Doubtless, Manning aspires to head up another Alberta Fair Deal panel like he did before. Unfortunately, Alberta Premier Danielle Smith gave him just that opening when she said she would convene a post-election “what’s next” panel for Albertans to advise on topics for a possible referendum. Secession was not ruled out as one of those topics.

All this separation angst will be jarring for Canadians. Especially as a sea of Canadian flags surround leaders on the campaign trail. What should not be jarring is the sentiment behind this. Never absent in the Prairies, that sentiment has been building over the past 10 years due to feelings of government overreach on policy and a desire for political autonomy in response.

Take these two views. Federal policy on energy and climate change has penalized the exploitation of natural resources in Alberta and Saskatchewan. Public health measures during the pandemic penalized people for simply trying to live their lives. Both views are seen as examples of government overreach.

An overreaching central government always fosters provincial government pushback in the form of demands for political and policy autonomy. From Alberta’s Sovereignty Act to Saskatchewan withholding carbon tax remits to Ottawa, premiers in those two provinces have emerged as vocal advocates of provincial political autonomy.

Unsurprisingly, then, the most lukewarm premiers on a Team Canada response to Trump have also been Smith and Moe.

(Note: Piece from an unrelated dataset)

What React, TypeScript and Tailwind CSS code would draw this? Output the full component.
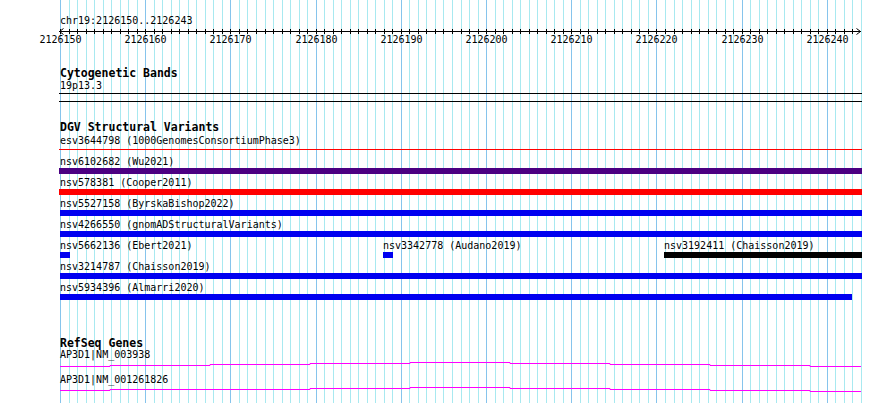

Smith refused to endorse the joint statement against Trump’s tariffs by the prime minister and premiers when Justin Trudeau was still prime minister in January. She has visibly and controversially “gone it alone” in her own lobbying path in the United States.

On the policy front, the Alberta energy industry inserted itself into the election, writing a public letter demanding federal leaders endorse five measures to “help strengthen Canada’s economic sovereignty.” These include streamlined regulation of projects, six-month deadlines for project approvals, an end to both the emissions cap and the industrial carbon price, and the provision of Indigenous loan guarantees. Conservative Leader Pierre Poilievre promptly agreed to all five. Liberal Leader Mark Carney promised to address only the first two in some fashion with a “one project, one review” policy. He has said he would retain industrial carbon pricing and maintain some form of cap on carbon emissions from the energy sector.

Accelerating energy infrastructure must be one way Canada responds to the new Trump economic order. Poilievre and Carney agree on this. This would relieve some of the policy pressure contributing to Western Canadian anger and frustration with their federal government. But it won’t alleviate the core dissension.

A recent Leger poll asked this question: “If the Liberal Party wins the next Canadian federal election, how would you vote in a provincial referendum to separate from Canada and join the United States?” Most Canadians – 83 per cent – said they would remain in Canada, only 11 per cent said they would join the U.S. But more than one-quarter of Conservative voters opted for joining the U.S. This makes them the largest portion of what we might call “soft Canadians” now.

Alberta and Saskatchewan are “ground zero” for the Conservative political movement.

A movement for some form of “sovereignty association” within Canada, or even joining Trump’s America as the 51st state, is not imminent or popular. But Manning and Smith, for different reasons, seek advantage from the current storm of events.

Manning seeks to become relevant to events in his province, and Smith seeks to become resilient from events in her party. Having levered former premier Jason Kenney out of office by channeling populist anger in her party against his government’s COVID response, Smith wants to avoid the same fate.

Manning’s Order of Canada citation states he has “tirelessly championed the cause of democratic and political reform.” Yet, the most undemocratic thing is to threaten your own country’s existence if democracy doesn’t give you the result you want. We should be disdainful of this attitude. But we should not be disdainful of the need for whatever federal government emerges after the election to act quickly in the spirit of regional reconciliation and national unity.

David McLaughlin is a former clerk of the executive council and cabinet secretary in the Manitoba government.